The government is seeking feedback from the public on a consultation document released today setting out options for a possible replacement of the Foreshore and Seabed Act, and outlining the government's proposal, Attorney-General Chris Finlayson said.

"This is the latest stage of public consultation in developing a solution for the foreshore and seabed issue that recognizes and protects the interests of all New Zealanders," Mr Finlayson said. "We are very interested in hearing New Zealanders' views. They matter."

The consultation process will run from today until 30 April 2010 when submissions on the consultation document close. The Attorney-General and the Minister of Māori Affairs will also be attending a number of public meetings and hui around the country in April to consult with interested parties on the proposals.

"This discussion document follows the findings of a Ministerial Review Panel last year which found the Foreshore and Seabed Act was unfair because it only removed property rights available to Maori, and their right to access the courts, and did not balance the interests of all New Zealanders."

The Government's proposal involves taking a new approach to the issue of ownership of the foreshore and seabed, and adopting a more sophisticated way of balancing New Zealanders' interests.

The Government proposes that, instead of identifying an owner of the foreshore and seabed, new legislation would provide that no one owns, or can own, the foreshore and seabed. This area would be called a public domain. The proposal would recognise New Zealanders' rights and interests, rather than being concerned with ownership.

The public domain proposal assures New Zealanders that there will be:

public access for all, subject to certain limitations in discrete areas (such as health and safety restrictions around ports, or restrictions around urupa/burial grounds)

respect for rights and interests (including recognition of customary rights and interests, protection of fishing and navigation rights)

protection of existing use rights to the end of their term.

This proposal would not affect parts of the foreshore and seabed already held in private title.

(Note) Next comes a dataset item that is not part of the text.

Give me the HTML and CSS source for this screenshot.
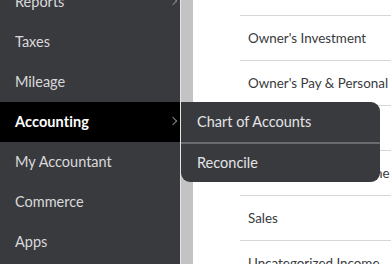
FILE: index.html
```html
<!DOCTYPE html>
<html>
<head>
<meta charset="utf-8" />
<title>Accounting menu</title>
<link rel="stylesheet" href="styles.css">
</head>
<body>
<div class="app">
	<ul class="nav">
		<li class="more">Reports<span class="chev"></span></li>
		<li>Taxes</li>
		<li>Mileage</li>
		<li class="on more">Accounting<span class="chev"></span></li>
		<li>My Accountant</li>
		<li>Commerce</li>
		<li>Apps</li>
	</ul>
	<div class="edge"></div>
	<div class="main">
		<ul class="accts">
			<li>Owner's Investment</li>
			<li>Owner's Pay &amp; Personal Expenses</li>
			<li>Retained Earnings</li>
			<li>Billable Expense Income</li>
			<li>Sales</li>
			<li>Uncategorized Income</li>
		</ul>
	</div>
	<ul class="flyout">
		<li>Chart of Accounts</li>
		<li>Reconcile</li>
	</ul>
</div>
</body>
</html>
```

FILE: styles.css
```css
*{margin:0;padding:0;}
body{background:#fff;font-family:Lato,"Noto Sans",sans-serif;}
li{list-style:none;}
.app{
	display:flex;
	position:relative;
	width:391px;
	height:264px;
	overflow:hidden;
}
.nav{
	width:180px;
	flex:none;
	background:#393a3e;
	border-right:1px solid #e6e6e6;
	margin-top:-18px;
	height:282px;
}
.nav li{
	position:relative;
	height:40px;
	line-height:40px;
	padding-left:15px;
	font-size:14.5px;
	color:#d9d9db;
}
.nav .on{
	background:#000;
	color:#fff;
	font-weight:bold;
	letter-spacing:0.1px;
}
.chev{
	position:absolute;
	right:4px;
	top:16px;
	width:5px;
	height:5px;
	border-top:1.5px solid #85868a;
	border-right:1.5px solid #85868a;
	transform:rotate(45deg);
}
.edge{
	width:12px;
	flex:none;
	background:#c3c3c3;
}
.main{
	flex:1;
	min-width:0;
	padding:15px 0 0 47px;
}
.accts li{
	height:44px;
	line-height:44px;
	border-top:1px solid #d6d6d6;
	padding-left:8px;
	font-size:13.4px;
	color:#393a3e;
	white-space:nowrap;
	overflow:hidden;
}
.flyout{
	position:absolute;
	left:181px;
	top:102px;
	width:199px;
	background:#393a3e;
	border-radius:0 9px 9px 9px;
}
.flyout li{
	height:40px;
	line-height:40px;
	padding-left:16px;
	font-size:14.5px;
	color:#e4e4e6;
}
.flyout li + li{border-top:2px solid #6a6b6f;height:38px;line-height:38px;}
```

The government proposes to restore the right to go to Court to establish customary title (not freehold title) as a form of recognition to parts of the foreshore and seabed, where this could be proved. The government's proposal is that the Court would apply common law principles derived from Canada's experience of customary title, and Maori tikanga to reflect New Zealand's unique circumstances. As with any Court process between two parties, it would be open to the two parties to negotiate an outcome to avoid excessive costs or uncertainty.

The consultation document describes various awards that could be made to parties that successfully prove customary title or customary rights (which would have a lower threshold).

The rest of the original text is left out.